Oui, je veux placer mes œuvres et le public au même niveau ; par l’échelle de mes pièces ou par le sujet abordé. D’où la présence du miroir, qui renvoie l’image et inclut le visiteur. Ce qui m’intéresse par-dessus tout, c’est l’espace ; créer un lieu où le corps puisse se déplacer ; donner au visiteur la possibilité de se voir lui-même et de ne pas être prisonnier de la façon dont il est vu. Sans moralisme.
Pour terminer, pourriez-vous nous parler brièvement de quelques-unes de vos références et d’œuvres qui influencent votre pratique actuelle ?

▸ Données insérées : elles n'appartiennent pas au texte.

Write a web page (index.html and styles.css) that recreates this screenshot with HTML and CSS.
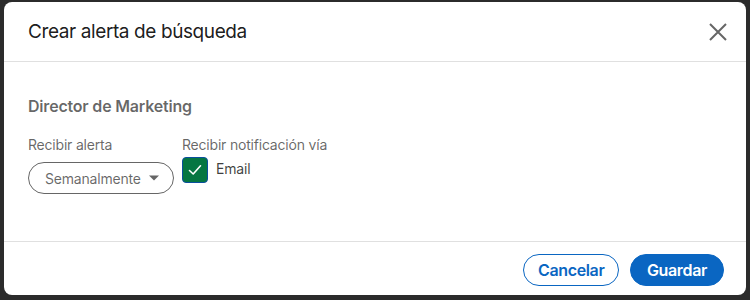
FILE: index.html
```html
<!DOCTYPE html>
<html lang="es">
<head>
<meta charset="utf-8">
<title>Crear alerta de búsqueda</title>
<link rel="stylesheet" href="styles.css">
</head>
<body>
<div class="modal">
  <header class="modal-header">
    <h2 class="modal-title">Crear alerta de búsqueda</h2>
    <button class="close-btn" aria-label="Cerrar">
      <svg width="24" height="24" viewBox="0 0 24 24"><path d="M4 4 L20 20 M20 4 L4 20" stroke="#666" stroke-width="2" fill="none"/></svg>
    </button>
  </header>
  <section class="modal-body">
    <h3 class="search-name">Director de Marketing</h3>
    <div class="fields">
      <div class="field">
        <div class="field-label">Recibir alerta</div>
        <div class="select">
          <span>Semanalmente</span>
          <svg class="caret" width="12" height="8" viewBox="0 0 12 8"><path d="M1 1.5 L11 1.5 L6 6.5 Z" fill="#666"/></svg>
        </div>
      </div>
      <div class="field">
        <div class="field-label">Recibir notificación vía</div>
        <label class="check">
          <span class="box">
            <svg width="16" height="16" viewBox="0 0 16 16"><path d="M2.5 8.5 L6.2 12 L13.5 3.8" stroke="#fff" stroke-width="1.6" fill="none" stroke-linecap="round" stroke-linejoin="round"/></svg>
          </span>
          <span class="check-text">Email</span>
        </label>
      </div>
    </div>
  </section>
  <footer class="modal-footer">
    <button class="btn btn-secondary">Cancelar</button>
    <button class="btn btn-primary">Guardar</button>
  </footer>
</div>
</body>
</html>
```
FILE: styles.css
```css
html, body {
  margin: 0;
  padding: 0;
}
body {
  background: #2b2b2b;
  font-family: Inter, "Noto Sans", "Liberation Sans", sans-serif;
  width: 750px;
  height: 300px;
  overflow: hidden;
}
.modal {
  margin: 2px 4px 0 4px;
  width: 742px;
  height: 293px;
  background: #fff;
  border-radius: 8px;
  display: flex;
  flex-direction: column;
}
.modal-header {
  height: 59px;
  border-bottom: 1px solid #e0e0e0;
  display: flex;
  align-items: center;
  justify-content: space-between;
  padding: 0 16px 0 24px;
}
.modal-title {
  margin: 0;
  font-size: 19px;
  letter-spacing: -0.4px;
  font-weight: 400;
  line-height: 24px;
  color: rgba(0,0,0,0.9);
}
.close-btn {
  background: none;
  border: 0;
  padding: 0;
  width: 24px;
  height: 24px;
  display: flex;
  align-items: center;
  justify-content: center;
}
.modal-body {
  border-bottom: 1px solid #e0e0e0;
  padding: 32px 24px 0 24px;
  box-sizing: border-box;
  height: 180px;
}
.search-name {
  margin: 0 0 17px 0;
  font-size: 16px;
  font-weight: 600;
  letter-spacing: -0.2px;
  line-height: 24px;
  color: rgba(0,0,0,0.6);
}
.fields {
  display: flex;
  gap: 8px;
}
.field-label {
  font-size: 14px;
  line-height: 20px;
  letter-spacing: -0.2px;
  color: rgba(0,0,0,0.6);
}
.select {
  margin-top: 7px;
  height: 32px;
  box-sizing: border-box;
  width: 146px;
  border: 1px solid rgba(0,0,0,0.6);
  border-radius: 16px;
  display: flex;
  align-items: center;
  gap: 7px;
  padding-left: 16px;
  font-size: 14px;
  letter-spacing: -0.2px;
  color: rgba(0,0,0,0.6);
}
.check {
  margin-top: 2px;
  display: flex;
  align-items: center;
  gap: 8px;
}
.box {
  width: 26px;
  height: 26px;
  box-sizing: border-box;
  background: #057642;
  border: 1.5px solid #0a4f9e;
  border-radius: 4px;
  display: flex;
  align-items: center;
  justify-content: center;
}
.check-text {
  font-size: 14px;
  line-height: 20px;
  letter-spacing: -0.2px;
  color: rgba(0,0,0,0.75);
  margin-top: -2px;
}
.modal-footer {
  flex: 1;
  display: flex;
  justify-content: flex-end;
  align-items: flex-start;
  gap: 11px;
  padding: 12px 22px 0 0;
}
.btn {
  height: 32px;
  box-sizing: border-box;
  border-radius: 16px;
  padding: 0 16px;
  font-family: inherit;
  font-size: 16px;
  font-weight: 600;
  letter-spacing: -0.35px;
}
.btn-secondary {
  background: #fff;
  color: #0a66c2;
  border: 1px solid #0a66c2;
  padding: 0 13.5px;
}
.btn-primary {
  background: #0a66c2;
  color: #fff;
  border: 1px solid #0a66c2;
}
```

Je m’intéresse beaucoup à des lectures du Sud au sens géopolitique ; il y a un philosophe très important pour moi ; il s’agit de Bolivar Echeverria (1941-2012) qui développe le concept d’« ethos baroque ». Via la colonisation de l’Amérique, le baroque a déboulé avec sa théâtralité et son sens dramatique. Peut-être qu’on est là encore dans le « stéréotype » latino-américain avec le « drama » ; je pense néanmoins que ça fait partie de notre modernité de reprendre à notre compte les mots qui nous ont historiquement « blessés » et qui ont créé une altérité troublée et problématique. Je m’intéresse également beaucoup à la peinture baroque, la peinture impressionniste, celle de la Renaissance, à l’architecture gothique ; même si je ne retiens pas tout, je dialogue. Il y aussi des choses plus contemporaines comme le travail de l’artiste Ana Mendieta, de Felix Gonzalez-Torres , le minimalisme, le muralisme mexicain. Je suis très attiré par les propositions de Mariana Castillo Deball, de Gabriel Chaile, de Dominique White ; j’aime trouver des liens entre tout cela, et travailler ces influences de manière affective.